Rivers filled the basin with sediments between 2.7 and 2.9 billion years ago. Today the gold lies within thin sedimentary layers, or reefs, that wrap around the edge of the basin and dive to depths of 5,000 meters or more.

If the placer model is correct, prospectors looking for higher ore grades within the basin should concentrate on sediments that accumulated under calm sections of the ancient rivers. Most of the gold would have fallen out in these areas.

Furthermore, valuable remnants of the vast deposit that originally supplied the placer gold could lie near the basin. “Komatiites, magnesium-rich basalts that formed much more frequently during the Archean than they do today, are the best candidates for the initial hosts of the gold,” Kirk says.

The age of the gold Kirk’s team found weakens an alternative, hydrothermal explanation for the gold’s origin. The hydrothermal theory holds that hot water migrated up through fractures and pores in the sedimentary rock. Gold ions dissolved in the water precipitated when they brushed against hydrocarbons within the rock. This theory requires the gold to be younger or the same age as the host rock.

If the hydrothermal theory is correct, it will have dramatically different implications for gold exploration. Prospectors should look for areas with fractures that allow hot water to migrate, and for sedimentary rock riddled with cracks and crevices that could trap the gold.

A hydrothermal origin would also suggest that Witwatersrand-type deposits are not that unique and could be found in other areas. “The hydrothermal theory opens up many areas for Witwatersrand-type deposits, necessitating basins with the appropriate tectonics, but not necessarily tied to other requirements,” says Andy Barnicoat, a geologist at the University of Leeds and proponent of the hydrothermal theory.

Kirk and colleagues determined the age of the gold by measuring the amount of rhenium and osmium within the gold. These elements occur in low concentrations, on the order of a few parts per billion, but sensitive mass spectrometers are able to detect them.

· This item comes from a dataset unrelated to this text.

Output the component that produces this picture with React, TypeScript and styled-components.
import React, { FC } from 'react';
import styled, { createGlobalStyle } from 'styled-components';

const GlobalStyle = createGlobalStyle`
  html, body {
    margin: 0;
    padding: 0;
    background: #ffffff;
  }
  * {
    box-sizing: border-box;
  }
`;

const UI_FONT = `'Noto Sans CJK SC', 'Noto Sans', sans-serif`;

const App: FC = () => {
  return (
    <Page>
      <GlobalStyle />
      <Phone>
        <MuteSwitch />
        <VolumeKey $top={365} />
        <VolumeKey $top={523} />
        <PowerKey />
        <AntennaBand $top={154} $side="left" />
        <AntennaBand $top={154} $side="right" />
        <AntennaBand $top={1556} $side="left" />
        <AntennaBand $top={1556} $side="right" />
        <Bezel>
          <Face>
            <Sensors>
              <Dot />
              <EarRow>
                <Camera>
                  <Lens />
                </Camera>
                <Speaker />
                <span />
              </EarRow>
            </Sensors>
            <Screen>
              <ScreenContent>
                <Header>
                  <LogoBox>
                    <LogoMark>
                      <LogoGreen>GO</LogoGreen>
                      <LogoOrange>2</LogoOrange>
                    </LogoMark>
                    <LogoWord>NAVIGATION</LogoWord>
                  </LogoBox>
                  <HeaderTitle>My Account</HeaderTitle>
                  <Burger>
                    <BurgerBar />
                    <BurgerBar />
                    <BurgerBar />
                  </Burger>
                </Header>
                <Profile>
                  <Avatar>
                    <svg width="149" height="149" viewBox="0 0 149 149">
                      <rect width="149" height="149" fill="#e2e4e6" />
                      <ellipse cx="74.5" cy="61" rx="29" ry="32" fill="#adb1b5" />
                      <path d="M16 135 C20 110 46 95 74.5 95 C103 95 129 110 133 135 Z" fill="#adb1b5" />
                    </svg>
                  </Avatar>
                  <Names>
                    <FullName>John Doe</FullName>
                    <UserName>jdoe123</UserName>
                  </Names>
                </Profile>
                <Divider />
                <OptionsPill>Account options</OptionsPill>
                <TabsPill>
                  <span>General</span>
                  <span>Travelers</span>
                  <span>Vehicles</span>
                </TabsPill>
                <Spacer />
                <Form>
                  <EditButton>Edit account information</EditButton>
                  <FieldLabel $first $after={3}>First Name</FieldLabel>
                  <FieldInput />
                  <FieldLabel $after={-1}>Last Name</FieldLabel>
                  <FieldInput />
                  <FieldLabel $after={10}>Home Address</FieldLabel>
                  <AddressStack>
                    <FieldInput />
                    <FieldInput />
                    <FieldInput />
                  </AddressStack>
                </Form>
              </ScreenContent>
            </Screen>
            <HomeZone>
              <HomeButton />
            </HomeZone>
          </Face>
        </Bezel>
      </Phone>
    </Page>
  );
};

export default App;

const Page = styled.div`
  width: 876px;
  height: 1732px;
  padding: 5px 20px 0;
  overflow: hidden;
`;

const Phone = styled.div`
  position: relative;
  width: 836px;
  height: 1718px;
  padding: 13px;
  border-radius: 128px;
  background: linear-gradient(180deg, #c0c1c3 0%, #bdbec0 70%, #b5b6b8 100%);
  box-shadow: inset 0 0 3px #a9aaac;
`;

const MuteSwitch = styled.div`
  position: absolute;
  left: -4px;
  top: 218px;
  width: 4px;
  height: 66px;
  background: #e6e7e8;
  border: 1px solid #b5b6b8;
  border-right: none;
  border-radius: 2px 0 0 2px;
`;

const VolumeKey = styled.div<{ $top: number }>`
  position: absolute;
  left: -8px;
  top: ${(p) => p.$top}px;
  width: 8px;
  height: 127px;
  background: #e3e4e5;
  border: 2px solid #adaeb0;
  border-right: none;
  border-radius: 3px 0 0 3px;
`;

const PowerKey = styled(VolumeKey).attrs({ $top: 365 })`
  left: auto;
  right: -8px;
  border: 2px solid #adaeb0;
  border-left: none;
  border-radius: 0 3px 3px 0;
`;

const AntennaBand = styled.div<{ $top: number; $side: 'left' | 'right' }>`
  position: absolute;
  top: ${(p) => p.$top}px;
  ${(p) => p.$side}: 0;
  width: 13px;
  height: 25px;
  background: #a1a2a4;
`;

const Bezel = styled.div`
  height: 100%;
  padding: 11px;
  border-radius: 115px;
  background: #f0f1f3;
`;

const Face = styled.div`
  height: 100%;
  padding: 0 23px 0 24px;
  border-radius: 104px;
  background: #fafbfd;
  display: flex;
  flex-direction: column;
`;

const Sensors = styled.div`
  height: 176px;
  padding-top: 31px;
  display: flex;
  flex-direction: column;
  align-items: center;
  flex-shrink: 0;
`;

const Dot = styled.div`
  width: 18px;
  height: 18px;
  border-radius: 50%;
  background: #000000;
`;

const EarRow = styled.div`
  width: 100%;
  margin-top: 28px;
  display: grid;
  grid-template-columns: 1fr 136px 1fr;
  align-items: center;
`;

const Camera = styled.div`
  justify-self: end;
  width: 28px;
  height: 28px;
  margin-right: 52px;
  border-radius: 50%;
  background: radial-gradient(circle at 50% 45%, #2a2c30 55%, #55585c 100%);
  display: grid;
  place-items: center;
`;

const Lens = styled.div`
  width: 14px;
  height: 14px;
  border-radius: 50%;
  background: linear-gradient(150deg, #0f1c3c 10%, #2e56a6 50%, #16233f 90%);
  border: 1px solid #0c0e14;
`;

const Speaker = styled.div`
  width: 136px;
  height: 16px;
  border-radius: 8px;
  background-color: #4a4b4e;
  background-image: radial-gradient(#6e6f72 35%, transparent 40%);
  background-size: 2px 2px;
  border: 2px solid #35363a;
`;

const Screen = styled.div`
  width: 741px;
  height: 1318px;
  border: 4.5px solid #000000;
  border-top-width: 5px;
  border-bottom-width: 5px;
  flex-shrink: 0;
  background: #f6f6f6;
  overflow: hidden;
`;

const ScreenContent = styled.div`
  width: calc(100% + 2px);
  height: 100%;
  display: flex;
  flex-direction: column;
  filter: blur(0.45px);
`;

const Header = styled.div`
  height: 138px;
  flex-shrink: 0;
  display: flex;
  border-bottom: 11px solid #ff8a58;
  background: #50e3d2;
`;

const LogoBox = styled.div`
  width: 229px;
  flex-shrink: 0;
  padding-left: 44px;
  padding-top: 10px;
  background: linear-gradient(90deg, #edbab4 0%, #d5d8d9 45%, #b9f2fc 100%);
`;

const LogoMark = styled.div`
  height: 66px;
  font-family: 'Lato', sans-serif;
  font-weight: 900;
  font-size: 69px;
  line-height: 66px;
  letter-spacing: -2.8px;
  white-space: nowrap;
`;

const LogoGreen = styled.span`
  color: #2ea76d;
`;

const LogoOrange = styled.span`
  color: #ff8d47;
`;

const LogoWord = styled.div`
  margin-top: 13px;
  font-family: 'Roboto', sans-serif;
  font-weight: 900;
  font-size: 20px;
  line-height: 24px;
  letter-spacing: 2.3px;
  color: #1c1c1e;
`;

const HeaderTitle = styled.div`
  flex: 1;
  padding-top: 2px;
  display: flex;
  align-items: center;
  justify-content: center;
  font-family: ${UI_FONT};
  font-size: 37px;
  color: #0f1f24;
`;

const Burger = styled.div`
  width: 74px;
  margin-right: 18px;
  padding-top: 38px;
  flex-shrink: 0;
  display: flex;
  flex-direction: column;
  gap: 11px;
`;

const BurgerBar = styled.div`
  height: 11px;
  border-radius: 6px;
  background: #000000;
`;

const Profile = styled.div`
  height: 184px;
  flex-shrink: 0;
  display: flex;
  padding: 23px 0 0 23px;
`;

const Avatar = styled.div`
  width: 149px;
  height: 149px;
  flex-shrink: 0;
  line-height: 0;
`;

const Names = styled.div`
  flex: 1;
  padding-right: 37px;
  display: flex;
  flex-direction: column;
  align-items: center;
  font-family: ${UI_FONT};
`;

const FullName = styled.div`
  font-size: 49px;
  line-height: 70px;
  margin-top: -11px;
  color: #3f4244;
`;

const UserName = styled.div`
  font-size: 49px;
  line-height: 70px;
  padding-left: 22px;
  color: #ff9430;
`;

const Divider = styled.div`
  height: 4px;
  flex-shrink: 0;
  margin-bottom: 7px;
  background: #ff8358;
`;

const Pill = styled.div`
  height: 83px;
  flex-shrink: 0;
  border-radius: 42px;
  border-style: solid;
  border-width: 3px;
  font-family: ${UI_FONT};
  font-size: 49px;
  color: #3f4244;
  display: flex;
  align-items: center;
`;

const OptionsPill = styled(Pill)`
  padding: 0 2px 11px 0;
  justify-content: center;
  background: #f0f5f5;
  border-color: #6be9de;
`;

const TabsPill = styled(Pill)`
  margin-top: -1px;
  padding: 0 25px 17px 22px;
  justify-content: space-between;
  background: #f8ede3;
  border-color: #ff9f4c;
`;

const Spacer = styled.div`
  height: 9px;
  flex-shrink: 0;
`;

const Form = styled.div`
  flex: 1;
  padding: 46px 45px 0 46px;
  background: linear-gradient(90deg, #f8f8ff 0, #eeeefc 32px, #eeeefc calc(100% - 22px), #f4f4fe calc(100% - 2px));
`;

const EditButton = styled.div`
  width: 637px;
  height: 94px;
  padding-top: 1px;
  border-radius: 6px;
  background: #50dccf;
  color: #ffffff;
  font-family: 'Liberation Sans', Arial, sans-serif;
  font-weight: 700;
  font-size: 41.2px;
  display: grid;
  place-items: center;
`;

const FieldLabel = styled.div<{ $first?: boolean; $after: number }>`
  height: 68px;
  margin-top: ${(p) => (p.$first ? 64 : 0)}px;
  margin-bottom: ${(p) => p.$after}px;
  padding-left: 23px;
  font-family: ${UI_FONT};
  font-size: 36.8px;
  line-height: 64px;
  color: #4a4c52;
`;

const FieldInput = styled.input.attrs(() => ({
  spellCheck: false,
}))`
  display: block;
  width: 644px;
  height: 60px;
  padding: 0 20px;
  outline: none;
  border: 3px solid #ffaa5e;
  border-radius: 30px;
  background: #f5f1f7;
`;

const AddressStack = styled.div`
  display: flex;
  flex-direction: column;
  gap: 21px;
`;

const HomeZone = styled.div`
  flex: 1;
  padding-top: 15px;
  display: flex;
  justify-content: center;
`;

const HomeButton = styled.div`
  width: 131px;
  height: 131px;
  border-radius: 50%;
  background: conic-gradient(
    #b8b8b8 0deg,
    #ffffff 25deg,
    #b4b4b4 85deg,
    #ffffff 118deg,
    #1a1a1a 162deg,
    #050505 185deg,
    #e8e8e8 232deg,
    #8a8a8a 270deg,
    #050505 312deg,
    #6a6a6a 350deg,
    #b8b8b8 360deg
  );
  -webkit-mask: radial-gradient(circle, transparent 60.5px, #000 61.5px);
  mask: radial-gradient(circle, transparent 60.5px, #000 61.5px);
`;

Rhenium-187 decays to osmium-187 with a half-life of 45 billion years. The researchers calculated the age of the gold by measuring the amount of rhenium decay.

“The rhenium-osmium system is one of the newest isotopic systems developed because of analytical advances since the mid-1980s,” Kirk says.

Previous studies dated the gold by determining the age of pyrite and other minerals thought to have formed at the same time as the gold. Some of the minerals were younger than the sedimentary rock, and some older, and it was not clear which group, if any, reflected the same process that generated the gold.

Even the rhenium-osmium system is not foolproof, Barnicoat says. The morphology of the gold within the reefs suggests that it has dissolved and recrystallized at least once during its 3 billion years within the sedimentary rock. So the gold may not have remained a closed system since its inception; it may have gained or lost rhenium and osmium atoms during recrystallization. The current concentrations of these elements in the gold may not reflect the gradual radiogenic decay required for an accurate age.

“In general, isotopic systems do not remain unaffected by recrystallization and I can’t see why the rhenium-osmium data should differ from any other radiogenic isotope system,” Barnicoat says.

The debate will continue, says Joaquin Ruiz, a geologist at the University of Arizona and co-author of the paper. “The critics of the placer model are probably going to come back to us and argue that the age dates are flawed. That is where the arguments are going to go now.”